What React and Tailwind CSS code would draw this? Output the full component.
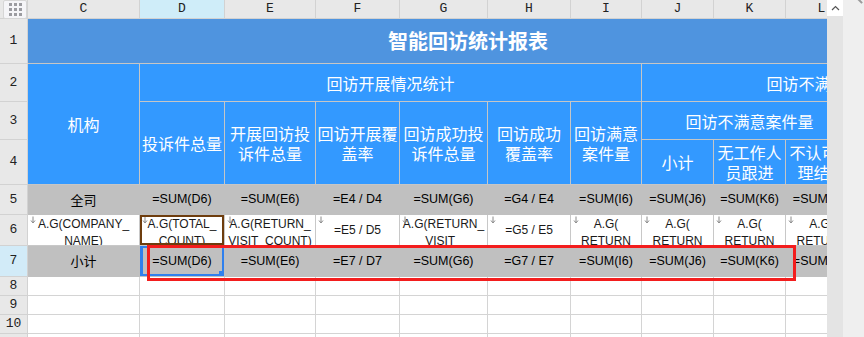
import React from "react";

const CN = "font-['Noto_Sans_CJK_SC','Noto_Sans',sans-serif]";
const LAT = "font-['Liberation_Sans','Noto_Sans_CJK_SC',sans-serif]";
const MONO = "font-['Liberation_Mono',monospace]";

const letters = ["C", "D", "E", "F", "G", "H", "I", "J", "K", "L", "M", "N"];

const row5 = ["全司", "=SUM(D6)", "=SUM(E6)", "=E4 / D4", "=SUM(G6)", "=G4 / E4", "=SUM(I6)", "=SUM(J6)", "=SUM(K6)", "=SUM(L6)", "", ""];
const row7 = ["小计", "=SUM(D6)", "=SUM(E6)", "=E7 / D7", "=SUM(G6)", "=G7 / E7", "=SUM(I6)", "=SUM(J6)", "=SUM(K6)", "=SUM(L6)", "", ""];
const row6 = [
  ["A.G(COMPANY_", "NAME)"],
  ["A.G(TOTAL_", "COUNT)"],
  ["A.G(RETURN_", "VISIT_COUNT)"],
  ["=E5 / D5"],
  ["A.G(RETURN_", "VISIT_"],
  ["=G5 / E5"],
  ["A.G(", "RETURN"],
  ["A.G(", "RETURN"],
  ["A.G(", "RETURN"],
  ["A.G(", "RETURN"],
  [],
  [],
];

const blue = "flex items-center justify-center text-center bg-[#3399ff] text-white border-r border-b border-[#c6c6c6] text-[16px] leading-[20px] " + CN;
const rowNum = "flex items-center justify-center bg-[#e8e8e8] border-r border-b border-[#d2d2d2] text-[13px] text-[#222] " + MONO;

const DownMark = () => (
  <svg className="absolute left-[2px] top-[1px]" width="6" height="8" viewBox="0 0 6 8">
    <path d="M3 0.5V6.5M1 4.5L3 7L5 4.5" stroke="#8a8a8a" strokeWidth="1" fill="none" />
  </svg>
);

const GridCorner = () => (
  <div className="flex items-start justify-end bg-[#e8e8e8] border-b border-r border-[#d2d2d2]">
    <div className="flex h-[19px] w-[24px] items-center justify-center rounded-[2px] border border-[#d6d6d6] bg-[#f5f5f8]">
      <div className="grid grid-cols-3 gap-[2px]">
        {Array.from({ length: 9 }).map((_, i) => (
          <div key={i} className="h-[3px] w-[3px] bg-[#9b9ba0]" />
        ))}
      </div>
    </div>
  </div>
);

const cellText = (t, i) => (i === 0 ? CN + " text-[13px]" : LAT + " text-[12.5px]");

export default function App() {
  return (
    <div className="flex h-[337px] w-[864px] overflow-hidden bg-white">
      <div className="relative w-[827px] shrink-0 overflow-hidden">
        <div className="grid w-[1036px] grid-cols-[28px_112px_85px_91px_84px_88px_83px_71px_72px_72px_72px_50px_128px] grid-rows-[19px_45px_38px_38px_45px_30px_31px_31px_19px_19px_19px_19px]">
          {/* column letters */}
          <GridCorner />
          {letters.map((l) => (
            <div
              key={l}
              className={`flex items-center justify-center border-r border-b border-[#d2d2d2] text-[13px] text-[#222] ${MONO} ${l === "D" ? "bg-[#cfedf9]" : "bg-[#e8e8e8]"}`}
            >
              {l}
            </div>
          ))}

          {/* row 1 */}
          <div className={rowNum}>1</div>
          <div className={`col-span-11 flex items-center justify-center bg-[#4f94df] text-[20px] font-bold text-white border-b border-[#c6c6c6] ${CN}`}>
            智能回访统计报表
          </div>
          <div className="bg-[#4f94df] border-b border-[#c6c6c6]" />

          {/* row 2 */}
          <div className={rowNum}>2</div>
          <div className={`${blue} row-span-3`}>机构</div>
          <div className={`${blue} col-span-6`}>回访开展情况统计</div>
          <div className={`${blue} col-span-5`}>回访不满意情况统计</div>

          {/* row 3 */}
          <div className={rowNum}>3</div>
          <div className={`${blue} row-span-2`}>投诉件总量</div>
          <div className={`${blue} row-span-2`}>开展回访投<br />诉件总量</div>
          <div className={`${blue} row-span-2`}>回访开展覆<br />盖率</div>
          <div className={`${blue} row-span-2`}>回访成功投<br />诉件总量</div>
          <div className={`${blue} row-span-2`}>回访成功<br />覆盖率</div>
          <div className={`${blue} row-span-2`}>回访满意<br />案件量</div>
          <div className={`${blue} col-span-3`}>回访不满意案件量</div>
          <div className={`${blue} col-span-2`}></div>

          {/* row 4 */}
          <div className={rowNum}>4</div>
          <div className={blue}>小计</div>
          <div className={blue}>无工作人<br />员跟进</div>
          <div className={blue}>不认可处<br />理结果</div>
          <div className={blue}></div>
          <div className={blue}></div>

          {/* row 5 */}
          <div className={rowNum}>5</div>
          {row5.map((t, i) => (
            <div key={i} className={`flex items-center justify-center whitespace-nowrap overflow-hidden bg-[#c0c0c0] border-r border-b border-[#c0c0c0] text-black ${cellText(t, i)}`}>
              {t}
            </div>
          ))}

          {/* row 6 */}
          <div className={rowNum}>6</div>
          {row6.map((lines, i) => (
            <div
              key={i}
              className={`relative flex justify-center overflow-hidden whitespace-nowrap bg-white border-r border-b border-[#c8c8c8] text-[12px] text-[#1a1a1a] ${LAT} ${lines.length > 1 ? "items-start pt-[1px] leading-[17px]" : "items-center"}`}
            >
              {i < 10 && <DownMark />}
              <div className="flex flex-col items-center">
                {lines.map((l, j) => (
                  <span key={j}>{l}</span>
                ))}
              </div>
              {i === 1 && <div className="absolute inset-0 border-2 border-[#6e3d0e]" />}
            </div>
          ))}

          {/* row 7 */}
          <div className={`${rowNum} !bg-[#d2ebf8]`}>7</div>
          {row7.map((t, i) => (
            <div key={i} className={`relative flex items-center justify-center whitespace-nowrap overflow-hidden bg-[#c0c0c0] border-r border-b border-[#c0c0c0] text-black ${cellText(t, i)}`}>
              {t}
              {i === 1 && (
                <div className="absolute inset-0 border-2 border-l-[3px] border-[#2f80ee]">
                  <div className="absolute -bottom-[2px] -right-[2px] h-[5px] w-[5px] bg-[#2f80ee]" />
                </div>
              )}
            </div>
          ))}

          {/* rows 8-11 */}
          {[8, 9, 10, 11].map((r) => (
            <React.Fragment key={r}>
              <div className={rowNum}>{r}</div>
              {letters.map((l) => (
                <div key={l} className="bg-white border-r border-b border-[#d4d4d4]" />
              ))}
            </React.Fragment>
          ))}
        </div>

        {/* red annotation box */}
        <div className="pointer-events-none absolute left-[147px] top-[245px] h-[36px] w-[649px] border-[3px] border-[#f31d1d]" />
      </div>

      {/* vertical scrollbar */}
      <div className="flex w-[16px] shrink-0 flex-col bg-[#e4e4e4]">
        <div className="flex h-[16px] items-center justify-center bg-white">
          <svg width="9" height="6" viewBox="0 0 9 6">
            <path d="M1 5L4.5 1.5L8 5" stroke="#555" strokeWidth="1.2" fill="none" />
          </svg>
        </div>
      </div>
      <div className="relative flex-1 bg-[#efefef]">
        <div className="absolute right-[1px] top-0 h-[2px] w-[6px] rotate-45 bg-[#9a9a9a]" />
      </div>
    </div>
  );
}
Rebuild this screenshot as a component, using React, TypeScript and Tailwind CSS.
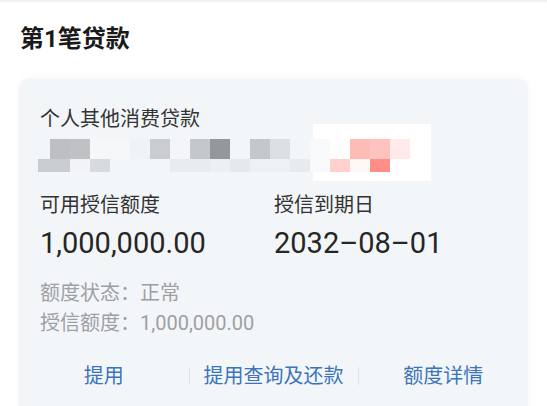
import React from "react"

const row1: [number, number, string][] = [
  [50, 20, "#bdbfc2"],
  [70, 20, "#bfc1c4"],
  [90, 40, "#f5f7f9"],
  [130, 20, "#f0f3f6"],
  [150, 20, "#c9ccd0"],
  [170, 20, "#f3f5f8"],
  [190, 20, "#c5c8cb"],
  [210, 20, "#94989b"],
  [250, 20, "#c5c8cb"],
  [270, 20, "#dde0e3"],
  [310, 20, "#f8f9fb"],
  [330, 20, "#fefefe"],
  [350, 20, "#ffbcb6"],
  [370, 20, "#ffc3bf"],
  [390, 20, "#ffe9e9"],
]

const row2: [number, number, string][] = [
  [38, 32, "#cacdd0"],
  [70, 20, "#f1f3f6"],
  [90, 20, "#d8dbde"],
  [170, 40, "#e9ecef"],
  [210, 20, "#edf0f3"],
  [230, 20, "#e6e9ec"],
  [250, 40, "#eef1f4"],
  [290, 20, "#e8ebee"],
  [310, 20, "#f8f9fb"],
  [330, 20, "#ffd0cc"],
  [350, 20, "#fdf8f6"],
  [370, 20, "#ff8f86"],
]

// 打码区域
function Mosaic() {
  return (
    <svg width="400" height="57" viewBox="38 124 400 57" className="block -ml-[2px] -mt-[5px]">
      <rect x="313" y="124" width="118" height="57" fill="#ffffff" />
      {row1.map(([x, w, c]) => (
        <rect key={"a" + x} x={x} y={139} width={w} height={20} fill={c} />
      ))}
      {row2.map(([x, w, c]) => (
        <rect key={"b" + x} x={x} y={159} width={w} height={13} fill={c} />
      ))}
    </svg>
  )
}

const actions = ["提用", "提用查询及还款", "额度详情"]

export default function App() {
  return (
    <div className="w-[547px] h-[406px] overflow-hidden bg-white font-['Roboto','Noto_Sans_CJK_SC',sans-serif]">
      <div className="h-[3px] bg-gradient-to-b from-[#ebebeb] to-white" />
      <div className="px-[19px]">
        <h2 className="mt-[20px] text-[24px] leading-[32px] font-bold text-[#1a1a1a] pl-[1px]">第1笔贷款</h2>

        <div className="mt-[24px] rounded-[10px] bg-[#f3f6f9] shadow-[0_0_6px_rgba(0,0,0,0.05)] pt-[30px] pb-[30px]">
          <div className="px-[21px]">
            <p className="text-[20px] leading-[20px] text-[#333]">个人其他消费贷款</p>
            <Mosaic />

            <div className="grid grid-cols-[234px_1fr] mt-[10px]">
              <div>
                <p className="text-[20px] leading-[28px] text-[#333]">可用授信额度</p>
                <p className="mt-[7px] text-[29px] leading-[34px] text-[#262626]">1,000,000.00</p>
              </div>
              <div>
                <p className="text-[20px] leading-[28px] text-[#333]">授信到期日</p>
                <p className="mt-[7px] text-[29px] leading-[34px] text-[#262626]">2032–08–01</p>
              </div>
            </div>

            <div className="mt-[18px] text-[20px] leading-[30px] text-[#9da0a4]">
              <div className="flex">
                <span>额度状态：</span>
                <span>正常</span>
              </div>
              <div className="flex">
                <span>授信额度：</span>
                <span>1,000,000.00</span>
              </div>
            </div>
          </div>

          <div className="mt-[24px] grid grid-cols-3">
            {actions.map((a, i) => (
              <div key={a} className="relative flex items-center justify-center">
                {i > 0 && <span className="absolute left-0 top-[5px] h-[18px] w-px bg-[#dfe5ec]" />}
                <button className="text-[20px] leading-[28px] text-[#3b74ba]">{a}</button>
              </div>
            ))}
          </div>
        </div>
      </div>
    </div>
  )
}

Instructions to follow: Go over the records above and tally each line that includes "this". Give the total by itself.

Task output: 2